The rapid victory in Afghanistan was another reason for the invasion of Iraq. An eight-week war in Afghanistan had led to the removal of the Taliban who were controlling the country. The prospect of nation-building in Afghanistan was not appealing to the U.S. considering Afghanistan’s reputation as the “graveyard of empires.” Shortly thereafter, the emplacement of pro-western president Hamid Karzai had also given the U.S. a political power they could trust.

Karzai wanted the U.S. to focus its attention elsewhere. He “misled the Bush administration into thinking Iraq would be a far less challenging prospect — especially given Iraq’s humiliating defeat in 1991, which had contrasted sharply with the Soviet Failure in Afghanistan.”
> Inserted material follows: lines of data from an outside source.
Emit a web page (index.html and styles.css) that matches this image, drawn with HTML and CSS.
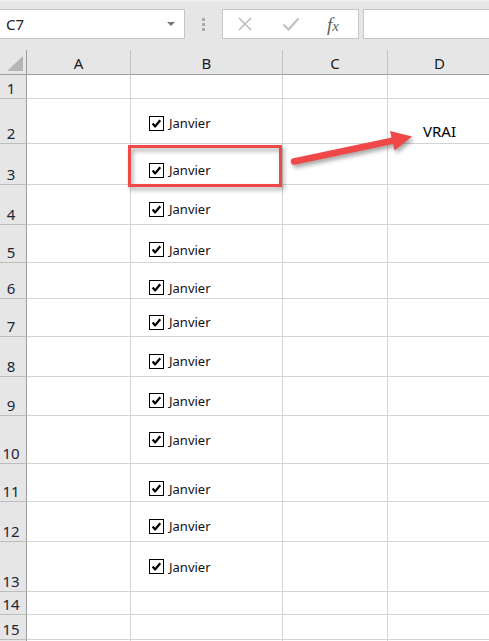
FILE: index.html
```html
<!DOCTYPE html>
<html lang="fr">

<head>
    <meta charset="UTF-8">
    <meta name="viewport" content="width=device-width, initial-scale=1.0">
    <title>Classeur</title>
    <link rel="stylesheet" href="styles.css">
</head>

<body>
    <svg class="defs" width="0" height="0">
        <symbol id="checkbox" viewBox="0 0 15 15">
            <rect x="0.5" y="0.5" width="14" height="14" fill="#fff" stroke="#000"/>
            <path d="M3.6 7.4 L6.2 10.4 L11.2 4.2" fill="none" stroke="#000" stroke-width="2.3" stroke-linejoin="round"/>
        </symbol>
    </svg>

    <div class="toolbar">
        <div class="namebox">
            <span>C7</span>
            <span class="caret"></span>
        </div>
        <div class="grip">
            <span></span><span></span><span></span>
        </div>
        <div class="fbuttons">
            <svg class="ficon" width="16" height="16" viewBox="0 0 16 16">
                <path d="M2 2 L14 14 M14 2 L2 14" stroke="#bdbdbd" stroke-width="1.6" fill="none"/>
            </svg>
            <svg class="ficon" width="18" height="16" viewBox="0 0 18 16">
                <path d="M1.5 8.5 L6.5 13.5 L16.5 2.5" stroke="#c4c4c4" stroke-width="2.4" fill="none"/>
            </svg>
            <span class="fx"><i>f</i><i class="x">x</i></span>
        </div>
        <div class="formula"></div>
    </div>

    <div class="sheet">
        <div class="row head">
            <div class="corner"><span class="tri"></span></div>
            <div class="colhead">A</div>
            <div class="colhead">B</div>
            <div class="colhead">C</div>
            <div class="colhead">D</div>
        </div>

        <div class="row" style="height: 24px">
            <div class="rh">1</div>
            <div class="cell"></div><div class="cell"></div><div class="cell"></div><div class="cell"></div>
        </div>
        <div class="row" style="height: 45px">
            <div class="rh">2</div>
            <div class="cell"></div>
            <div class="cell box off-a"><svg class="cb"><use href="#checkbox"/></svg>Janvier</div>
            <div class="cell"></div>
            <div class="cell value">VRAI</div>
        </div>
        <div class="row" style="height: 41px">
            <div class="rh">3</div>
            <div class="cell"></div>
            <div class="cell box off-c"><svg class="cb"><use href="#checkbox"/></svg>Janvier</div>
            <div class="cell"></div><div class="cell"></div>
        </div>
        <div class="row" style="height: 40px">
            <div class="rh">4</div>
            <div class="cell"></div>
            <div class="cell box off-b"><svg class="cb"><use href="#checkbox"/></svg>Janvier</div>
            <div class="cell"></div><div class="cell"></div>
        </div>
        <div class="row" style="height: 38px">
            <div class="rh">5</div>
            <div class="cell"></div>
            <div class="cell box off-c"><svg class="cb"><use href="#checkbox"/></svg>Janvier</div>
            <div class="cell"></div><div class="cell"></div>
        </div>
        <div class="row" style="height: 36px">
            <div class="rh">6</div>
            <div class="cell"></div>
            <div class="cell box off-d"><svg class="cb"><use href="#checkbox"/></svg>Janvier</div>
            <div class="cell"></div><div class="cell"></div>
        </div>
        <div class="row" style="height: 38px">
            <div class="rh">7</div>
            <div class="cell"></div>
            <div class="cell box off-b"><svg class="cb"><use href="#checkbox"/></svg>Janvier</div>
            <div class="cell"></div><div class="cell"></div>
        </div>
        <div class="row" style="height: 40px">
            <div class="rh">8</div>
            <div class="cell"></div>
            <div class="cell box off-b"><svg class="cb"><use href="#checkbox"/></svg>Janvier</div>
            <div class="cell"></div><div class="cell"></div>
        </div>
        <div class="row" style="height: 39px">
            <div class="rh">9</div>
            <div class="cell"></div>
            <div class="cell box off-b"><svg class="cb"><use href="#checkbox"/></svg>Janvier</div>
            <div class="cell"></div><div class="cell"></div>
        </div>
        <div class="row" style="height: 48px">
            <div class="rh">10</div>
            <div class="cell"></div>
            <div class="cell box"><svg class="cb"><use href="#checkbox"/></svg>Janvier</div>
            <div class="cell"></div><div class="cell"></div>
        </div>
        <div class="row" style="height: 38px">
            <div class="rh">11</div>
            <div class="cell"></div>
            <div class="cell box off-c"><svg class="cb"><use href="#checkbox"/></svg>Janvier</div>
            <div class="cell"></div><div class="cell"></div>
        </div>
        <div class="row" style="height: 40px">
            <div class="rh">12</div>
            <div class="cell"></div>
            <div class="cell box off-b"><svg class="cb"><use href="#checkbox"/></svg>Janvier</div>
            <div class="cell"></div><div class="cell"></div>
        </div>
        <div class="row" style="height: 50px">
            <div class="rh">13</div>
            <div class="cell"></div>
            <div class="cell box"><svg class="cb"><use href="#checkbox"/></svg>Janvier</div>
            <div class="cell"></div><div class="cell"></div>
        </div>
        <div class="row" style="height: 23px">
            <div class="rh">14</div>
            <div class="cell"></div><div class="cell"></div><div class="cell"></div><div class="cell"></div>
        </div>
        <div class="row" style="height: 25px">
            <div class="rh">15</div>
            <div class="cell"></div><div class="cell"></div><div class="cell"></div><div class="cell"></div>
        </div>
        <div class="row" style="height: 24px">
            <div class="rh"></div>
            <div class="cell"></div><div class="cell"></div><div class="cell"></div><div class="cell"></div>
        </div>
    </div>

    <!-- annotation drawn over the sheet -->
    <svg class="markup" width="489" height="641" viewBox="0 0 489 641">
        <g class="shadow">
            <rect x="129.5" y="146.5" width="151" height="39" fill="none" stroke="#f04848" stroke-width="3"/>
            <line x1="294" y1="161.5" x2="396" y2="140" stroke="#f04848" stroke-width="6.5" stroke-linecap="round"/>
            <polygon points="412,136.5 390,131 394.6,150.5" fill="#f04848"/>
        </g>
    </svg>
</body>

</html>
```

FILE: styles.css
```css
body {
    margin: 0;
    position: relative;
    width: 489px;
    height: 641px;
    overflow: hidden;
    background-color: #fff;
    font-family: "Noto Sans", "Open Sans", sans-serif;
    color: #1f1f1f;
}

.defs {
    position: absolute;
}

.toolbar {
    height: 50px;
    box-sizing: border-box;
    padding-top: 9px;
    background-color: #e6e6e6;
    border-top: 2px solid #eeeeee;
    display: flex;
    align-items: flex-start;
}

.toolbar > div {
    margin-top: -2px;
}

.namebox {
    width: 185px;
    height: 30px;
    box-sizing: border-box;
    background-color: #fff;
    border: 1px solid #c6c6c6;
    border-left: none;
    display: flex;
    align-items: center;
    justify-content: space-between;
    padding: 0 9px 0 6px;
    font-size: 15px;
    color: #222;
}

.caret {
    width: 0;
    height: 0;
    border-left: 4px solid transparent;
    border-right: 4px solid transparent;
    border-top: 4px solid #777;
}

.grip {
    width: 37px;
    height: 30px;
    display: flex;
    flex-direction: column;
    align-items: center;
    justify-content: center;
    gap: 2px;
}

.grip span {
    width: 3px;
    height: 3px;
    background-color: #a8a8a8;
}

.fbuttons {
    width: 137px;
    height: 30px;
    box-sizing: border-box;
    background-color: #fff;
    border: 1px solid #c6c6c6;
    display: flex;
    align-items: center;
    padding-left: 14px;
    gap: 29px;
}

.fx {
    font-family: "Liberation Serif", serif;
    color: #606060;
    font-size: 19px;
    line-height: 1;
    margin-left: -2px;
}

.fx .x {
    font-size: 15px;
}

.formula {
    flex: 1;
    margin-left: 4px;
    height: 30px;
    box-sizing: border-box;
    background-color: #fff;
    border: 1px solid #c6c6c6;
    border-right: none;
}

.row {
    display: grid;
    grid-template-columns: 27px 104px 152px 105px 104px;
    box-sizing: border-box;
}

.row > div {
    box-sizing: border-box;
}

.head {
    height: 25px;
    background-color: #e6e6e6;
}

.corner {
    border-right: 1px solid #9e9e9e;
    border-bottom: 1px solid #9e9e9e;
    position: relative;
}

.tri {
    position: absolute;
    right: 3px;
    bottom: 3px;
    width: 0;
    height: 0;
    border-left: 16px solid transparent;
    border-bottom: 15px solid #b5b5b5;
}

.colhead {
    border-right: 1px solid #c2c2c2;
    border-bottom: 1px solid #9e9e9e;
    display: flex;
    align-items: flex-end;
    justify-content: center;
    padding-bottom: 1px;
    font-size: 15px;
    color: #1a1a1a;
}

.rh {
    background-color: #e6e6e6;
    border-right: 1px solid #9e9e9e;
    border-bottom: 1px solid #bdbdbd;
    display: flex;
    align-items: flex-end;
    justify-content: center;
    padding-right: 4px;
    font-size: 15px;
    line-height: 20px;
    color: #1c2536;
}

.cell {
    border-right: 1px solid #d4d4d4;
    border-bottom: 1px solid #d4d4d4;
}

.box {
    display: flex;
    align-items: center;
    padding-left: 18px;
    gap: 5px;
    font-size: 13px;
    color: #111;
}

.off-a {
    padding-top: 4px;
}

.off-b {
    padding-top: 9px;
}

.off-c {
    padding-top: 12px;
}

.off-d {
    padding-top: 14px;
}

.cb {
    width: 15px;
    height: 15px;
    flex: none;
}

.value {
    display: flex;
    align-items: flex-end;
    justify-content: center;
    padding-bottom: 2px;
    font-size: 15px;
    color: #000;
}

.markup {
    position: absolute;
    top: 0;
    left: 0;
    pointer-events: none;
}

.shadow {
    filter: drop-shadow(2px 3px 2px rgba(0, 0, 0, 0.35));
}
```
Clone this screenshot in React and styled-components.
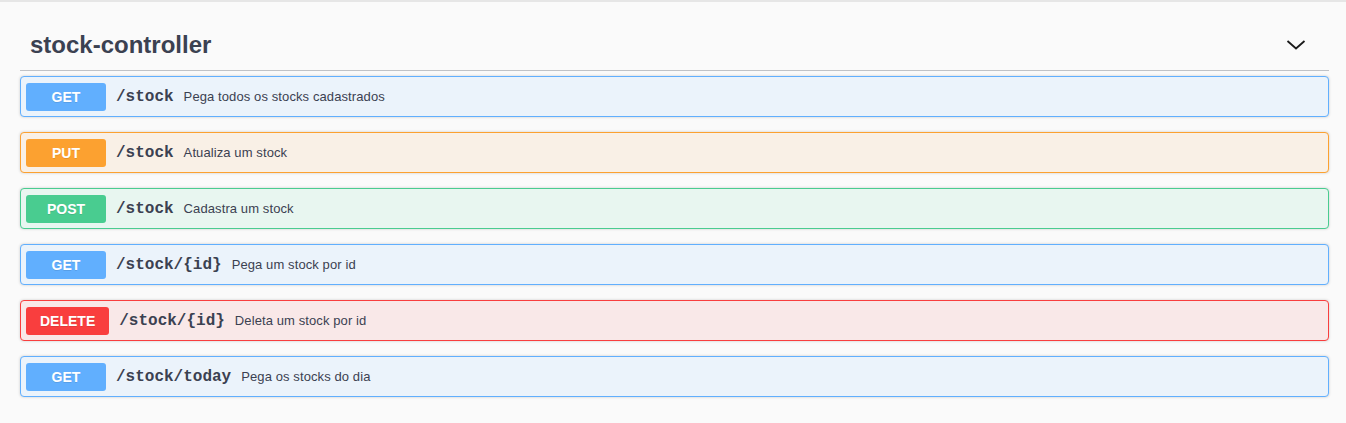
import styled, { createGlobalStyle } from 'styled-components';

const GlobalStyle = createGlobalStyle`
    * { box-sizing: border-box; }
    body {
        margin: 0;
        background: #fafafa;
        font-family: 'Liberation Sans', Arial, sans-serif;
        color: #3b4151;
    }
`;

const METHODS = {
    get: { color: '#61affe', bg: '#ebf3fb' },
    put: { color: '#fca130', bg: '#f9f0e6' },
    post: { color: '#49cc90', bg: '#e8f6f0' },
    delete: { color: '#f93e3e', bg: '#f9e8e8' },
};

const operations = [
    { method: 'get', path: '/stock', summary: 'Pega todos os stocks cadastrados' },
    { method: 'put', path: '/stock', summary: 'Atualiza um stock' },
    { method: 'post', path: '/stock', summary: 'Cadastra um stock' },
    { method: 'get', path: '/stock/{id}', summary: 'Pega um stock por id' },
    { method: 'delete', path: '/stock/{id}', summary: 'Deleta um stock por id' },
    { method: 'get', path: '/stock/today', summary: 'Pega os stocks do dia' },
];

const Chevron = () => (
    <svg width="20" height="20" viewBox="0 0 20 20">
        <path d="M1.5 6 L10 13.5 L18.5 6" fill="none" stroke="#1a1a1a" strokeWidth="1.8" />
    </svg>
);

const Opblock = ({ method, path, summary }) => (
    <OpblockLayout $method={method}>
        <MethodBadge $method={method}>{method.toUpperCase()}</MethodBadge>
        <Path>{path}</Path>
        <Summary>{summary}</Summary>
    </OpblockLayout>
);

const App = () => (
    <>
        <GlobalStyle />
        <Page>
            <TagSection>
                <TagHeader>
                    <span>stock-controller</span>
                    <ExpandButton>
                        <Chevron />
                    </ExpandButton>
                </TagHeader>
                {operations.map((op, i) => (
                    <Opblock key={i} {...op} />
                ))}
            </TagSection>
        </Page>
    </>
);

export default App;

const Page = styled.div`
    border-top: 2px solid #e6e6e6;
    padding: 18px 17px 0 20px;
    min-height: 423px;
`;

const TagSection = styled.div`
    display: flex;
    flex-direction: column;
`;

const TagHeader = styled.h3`
    display: flex;
    align-items: center;
    justify-content: space-between;
    margin: 0 0 5px;
    height: 51px;
    padding: 0 23px 0 10px;
    font-size: 24px;
    font-weight: 700;
    color: #3b4151;
    border-bottom: 1px solid rgba(59, 65, 81, 0.3);
`;

const ExpandButton = styled.button`
    display: flex;
    padding: 0;
    border: none;
    background: none;
    cursor: pointer;
`;

const OpblockLayout = styled.div`
    display: flex;
    align-items: center;
    height: 41px;
    margin-bottom: 15px;
    padding: 5px;
    border: 1px solid ${({ $method }) => METHODS[$method].color};
    border-radius: 4px;
    background: ${({ $method }) => METHODS[$method].bg};
    box-shadow: 0 0 3px rgba(0, 0, 0, 0.19);
`;

const MethodBadge = styled.span`
    min-width: 80px;
    padding: 6px 14px;
    border-radius: 3px;
    background: ${({ $method }) => METHODS[$method].color};
    color: #fff;
    font-size: 14px;
    line-height: 16px;
    font-weight: 700;
    text-align: center;
    text-shadow: 0 1px 0 rgba(0, 0, 0, 0.1);
`;

const Path = styled.span`
    padding: 0 10px;
    font-family: 'Liberation Mono', 'Courier New', monospace;
    font-size: 16px;
    font-weight: 700;
    color: #3b4151;
`;

const Summary = styled.span`
    font-size: 13px;
    letter-spacing: 0.1px;
    color: #3b4151;
`;
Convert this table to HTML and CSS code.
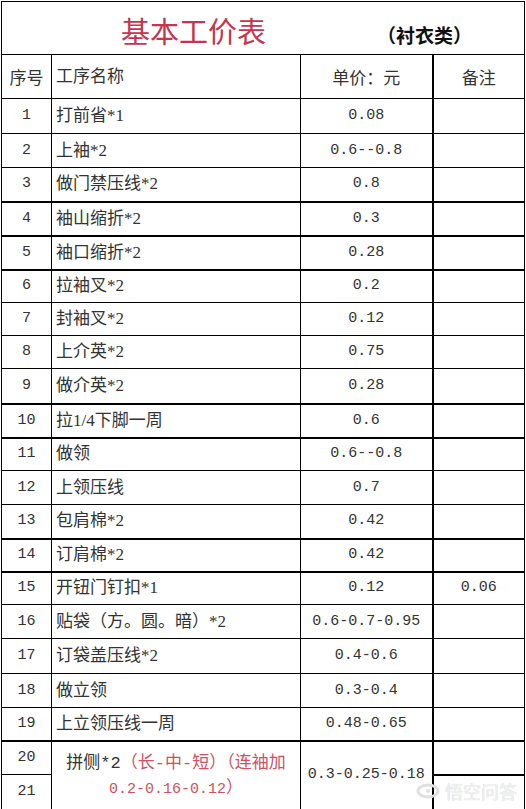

There was also bipartisan support from Congress, the media, and the public in the U.S. The removal of Saddam, at this point, was a priority for more reasons than just 9/11 and the potential existence of WMDs. The instability and “genocide against the Kurds, Shiites, and Marsh Arabs; bounties for suicide bombers; a sanctuary for terrorists; attempts to kill a former U.S. president; violations of U.N. sanctions and resolutions” were a laundry list of reasons the bipartisan support was so strong.

The idea was that instead of Iraq being the problem in the Middle East, it could potentially become a solution. But stability between religious sects and a bipartisan democratic government, which would balance the power in the country, was a necessity for that. Such a government, by its existence, would pressure the Gulf monarchies to liberalize and cease their support for terrorism of the sort that had killed 3,000 Americans. And from a purely strategic standpoint, in contrast to Afghanistan, Iraq had ports, good weather, flat terrain, a far more literate populace, and oil, making its prospects of long-stability better.

Oil was among the most controversial reasons for the invasion; but the issue was misinterpreted. The simple fact is “the war was not a matter of blood for oil.” The U.S. government had no intention of taking Iraqi oil, “a fact proven by the transparent and non-U.S. postwar development of the Iraqi oil and gas fields.” The fundamental issue of oil in Iraq stems from the fact that Iraq’s oil revenues were the source of Saddam’s funding. Because of the oil, “Saddam would always have the resources to stimulate trouble in the region, would always be difficult to remove through internal opposition, and would always use petrodollar influence to undermine UN resolutions, seek to spike world oil prices, or distort Western solidarity.”

The U.S. invasion of Iraq began in 2003. It defeated his army and cleaned out his regime in a matter of months. In the 2005 Iraqi elections a Shia political parties came to power in the country.

This was a huge turning point for Iraq. Consequently, the sectarian violence between Sunni and Shia Muslims intensified. As a result of the invasion and the political change of power, an insurgency erupted, led by Sunni Ba’athists and al-Qaida. The Sunnis fear being ruled by Shiite leadership. This prompted them to retaliate against the new democratic regime and continue to sabotage the prospects of peace.

On the evening of December 13, 2003, in the small Iraqi town of ad-Dawr outside of Tikrit, elements of Task Force 121, and the US Army’s 4th Infantry Division captured former Iraqi dictator Saddam Hussein. Hussein was hidding in a spider hole and was found by a Delta Force operator.